L'expert a expliqué que les conséquences peuvent rapidement s'intensifier si les données sont effacées et que les sauvegardes ne fonctionnent pas, ajoutant que les organisations peuvent s'effondrer sans leurs systèmes.
Les coûts indirects peuvent également avoir des conséquences durables.
"Supposons que quelqu'un vole vos données et qu'il y ait une fuite de propriété intellectuelle ou de documents confidentiels. Quel est le coût pour l'organisation ? Il y a un coût de réputation, elle peut perdre des contrats lorsque les clients perdent confiance en elle".

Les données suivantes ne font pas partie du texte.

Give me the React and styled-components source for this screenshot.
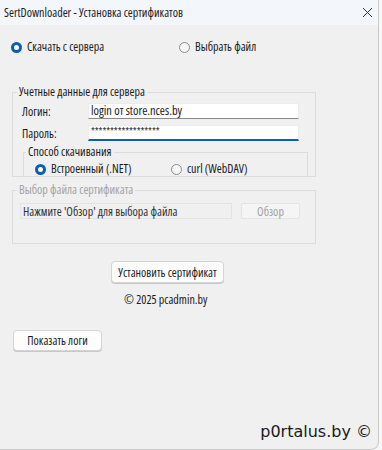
import React from "react";
import styled, { createGlobalStyle } from "styled-components";

const Global = createGlobalStyle`
  html, body { margin: 0; padding: 0; background: #f7f7f7; }
  body { font-family: "Open Sans", "Noto Sans", sans-serif; }
  * { box-sizing: border-box; }
`;

const Window = styled.div`
  position: relative;
  width: 379px;
  height: 450px;
  background: #f0f0f0;
  border-right: 1px solid #c9c9c9;
  border-bottom: 1px solid #c9c9c9;
  border-bottom-right-radius: 8px;
  overflow: hidden;
  font-family: "Open Sans", "Noto Sans", sans-serif;
  font-stretch: 75%;
  font-size: 12px;
  color: #1a1a1a;
  display: flex;
  flex-direction: column;
`;

const TitleBar = styled.div`
  height: 25px;
  flex: none;
  display: flex;
  align-items: center;
  justify-content: space-between;
  padding: 0 5px 0 4px;
  background: #f3f6fb;
  color: #1b1b1b;
  font-size: 12px;
`;

const Close = styled.div`
  width: 12px;
  height: 12px;
  display: flex;
  align-items: center;
  justify-content: center;
`;

const Body = styled.div`
  display: flex;
  flex-direction: column;
  align-items: flex-start;
  padding-left: 12px;
`;

const RadioRow = styled.div`
  display: grid;
  grid-template-columns: ${(p) => p.$cols};
  align-items: center;
  height: 14px;
  margin-top: ${(p) => p.$mt || 0}px;
  margin-left: ${(p) => p.$ml || 0}px;
`;

const RadioLabel = styled.label`
  display: flex;
  align-items: center;
  gap: 5px;
  line-height: 14px;
  white-space: nowrap;
`;

const RadioDot = styled.span`
  width: 11px;
  height: 11px;
  border-radius: 50%;
  flex: none;
  box-sizing: border-box;
  background: ${(p) => (p.$on ? "#ffffff" : "#f6f6f6")};
  border: ${(p) => (p.$on ? "3.5px solid #0a5fb4" : "1px solid #8c8c8c")};
`;

const Group = styled.fieldset`
  margin: ${(p) => p.$mt || 0}px 0 0 ${(p) => p.$ml || 0}px;
  width: ${(p) => p.$w}px;
  padding: ${(p) => p.$pt || 0}px 0 ${(p) => p.$pb || 0}px 0;
  border: 1px solid #dcdcdc;
  border-bottom: ${(p) => (p.$open ? "none" : "1px solid #dcdcdc")};
  min-width: 0;
  display: flex;
  flex-direction: column;
  align-items: flex-start;
`;

const Legend = styled.legend`
  padding: 0 2px;
  margin-left: ${(p) => p.$ml || 4}px;
  line-height: 14px;
  height: 14px;
  color: ${(p) => (p.$disabled ? "#a3a3a3" : "#1a1a1a")};
`;

const FieldRow = styled.div`
  display: flex;
  align-items: center;
  height: 16px;
  margin-top: ${(p) => p.$mt || 0}px;
`;

const FieldLabel = styled.span`
  width: 66px;
  margin-left: 9px;
`;

const Input = styled.div`
  width: 211px;
  height: 16px;
  background: #ffffff;
  border: 1px solid #ececec;
  border-bottom: ${(p) => (p.$focus ? "2px solid #0a5fb4" : "1px solid #8a8a8a")};
  padding-left: 2px;
  display: flex;
  align-items: ${(p) => (p.$focus ? "flex-start" : "center")};
  line-height: ${(p) => (p.$focus ? "10px" : "14px")};
  font-size: ${(p) => (p.$focus ? "10px" : "12.4px")};
  color: #1a1a1a;
  letter-spacing: ${(p) => (p.$focus ? "-0.1px" : "0")};
`;

const FileRow = styled.div`
  display: flex;
  align-items: center;
  gap: 9px;
  margin-left: 7px;
`;

const FileBox = styled.div`
  width: 212px;
  height: 16px;
  background: #f0f0f0;
  border: 1px solid #e3e3e3;
  padding-left: 2px;
  display: flex;
  align-items: center;
  color: #303030;
`;

const Button = styled.div`
  width: ${(p) => p.$w}px;
  height: ${(p) => p.$h || 22}px;
  margin: ${(p) => p.$mt || 0}px 0 0 ${(p) => p.$ml || 0}px;
  display: flex;
  align-items: center;
  justify-content: center;
  background: ${(p) => (p.$disabled ? "#f5f5f5" : "#fdfdfd")};
  border: 1px solid ${(p) => (p.$disabled ? "#e4e4e4" : "#d4d4d4")};
  border-radius: ${(p) => (p.$disabled ? 2 : 4)}px;
  color: ${(p) => (p.$disabled ? "#a0a0a0" : "#1a1a1a")};
  box-shadow: ${(p) => (p.$disabled ? "none" : "0 1px 0 #c8c8c8")};
  white-space: nowrap;
`;

const Copyright = styled.div`
  margin: 10px 0 0 112px;
  line-height: 14px;
  color: #1a1a1a;
`;

const Watermark = styled.div`
  position: absolute;
  right: 6px;
  bottom: 8px;
  font-family: "DejaVu Sans", sans-serif;
  font-stretch: 100%;
  font-size: 16px;
  color: #1a1a1a;
  line-height: 18px;
`;

export default function App() {
  return (
    <>
      <Global />
      <Window>
        <TitleBar>
          <span>SertDownloader - Установка сертификатов</span>
          <Close>
            <svg width="11" height="11" viewBox="0 0 11 11">
              <path d="M1 1 L10 10 M10 1 L1 10" stroke="#333" strokeWidth="1" />
            </svg>
          </Close>
        </TitleBar>
        <Body>
          <RadioRow $cols="168px auto" $mt={15} $ml={-1}>
            <RadioLabel>
              <RadioDot $on />
              Скачать с сервера
            </RadioLabel>
            <RadioLabel>
              <RadioDot />
              Выбрать файл
            </RadioLabel>
          </RadioRow>

          <Group $mt={31} $w={304} $pt={4}>
            <Legend>Учетные данные для сервера</Legend>
            <FieldRow>
              <FieldLabel>Логин:</FieldLabel>
              <Input>login от store.nces.by</Input>
            </FieldRow>
            <FieldRow $mt={6}>
              <FieldLabel>Пароль:</FieldLabel>
              <Input $focus>******************</Input>
            </FieldRow>
            <Group $mt={4} $ml={10} $w={285} $pt={3} $open>
              <Legend $ml={2}>Способ скачивания</Legend>
              <RadioRow $cols="136px auto" $ml={11}>
                <RadioLabel>
                  <RadioDot $on />
                  Встроенный (.NET)
                </RadioLabel>
                <RadioLabel>
                  <RadioDot />
                  curl (WebDAV)
                </RadioLabel>
              </RadioRow>
            </Group>
          </Group>

          <Group $mt={6} $w={304} $pt={6} $pb={24}>
            <Legend $disabled>Выбор файла сертификата</Legend>
            <FileRow>
              <FileBox>Нажмите 'Обзор' для выбора файла</FileBox>
              <Button $w={59} $h={16} $disabled>
                Обзор
              </Button>
            </FileRow>
          </Group>

          <Button $w={113} $mt={17} $ml={99}>
            Установить сертификат
          </Button>
          <Copyright>© 2025 pcadmin.by</Copyright>
          <Button $w={89} $h={21} $mt={23} $ml={1}>
            Показать логи
          </Button>
        </Body>
        <Watermark>p0rtalus.by ©</Watermark>
      </Window>
    </>
  );
}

Les entreprises peuvent également se voir infliger des amendes pour ce type de violations de données.
Des vecteurs d'attaque surprenants
L'expert en cybersécurité a fait part de certaines méthodes particulièrement surprenantes utilisées par les criminels pour pirater les systèmes des entreprises au cours des dernières années.
"Dans un casino américain, des pirates ont accédé au réseau, non pas en passant directement par la partie principale du réseau, mais en compromettant un dispositif de régulation de l'eau dans un aquarium qui était connecté au système.
Même si nous n'avons pas tous des aquariums à la maison ou au bureau, les appareils intelligents peuvent eux aussi être vulnérables .
"Lorsque les bouilloires intelligentes ont fait leur apparition, la communauté de la sécurité s'est montrée très intéressée", explique l'expert.
"Si vous assistez à une conférence sur la cybersécurité, vous verrez parfois une démonstration du piratage d'une bouilloire et de l'extraction du mot de passe Wi-Fi, puis de l'utilisation du passeport Wi-Fi pour accéder à un réseau, et beaucoup de choses peuvent faire boule de neige à partir de là"
Si vous êtes à la tête d'une entreprise, il vaut la peine d'identifier tous les moyens d'attaque possibles.
L'expert souligne toutefois que si nous devons faire preuve de prudence, cela ne signifie pas que nous devons être impolis ou malveillants envers les inconnus sur le lieu de travail par peur.
"Il suffit de se méfier et d'être conscient. Nous n'avons pas besoin de changer notre nature et d'être désagréables avec tout le monde, mais nous devons simplement être conscients qu'il existe des personnes malveillantes."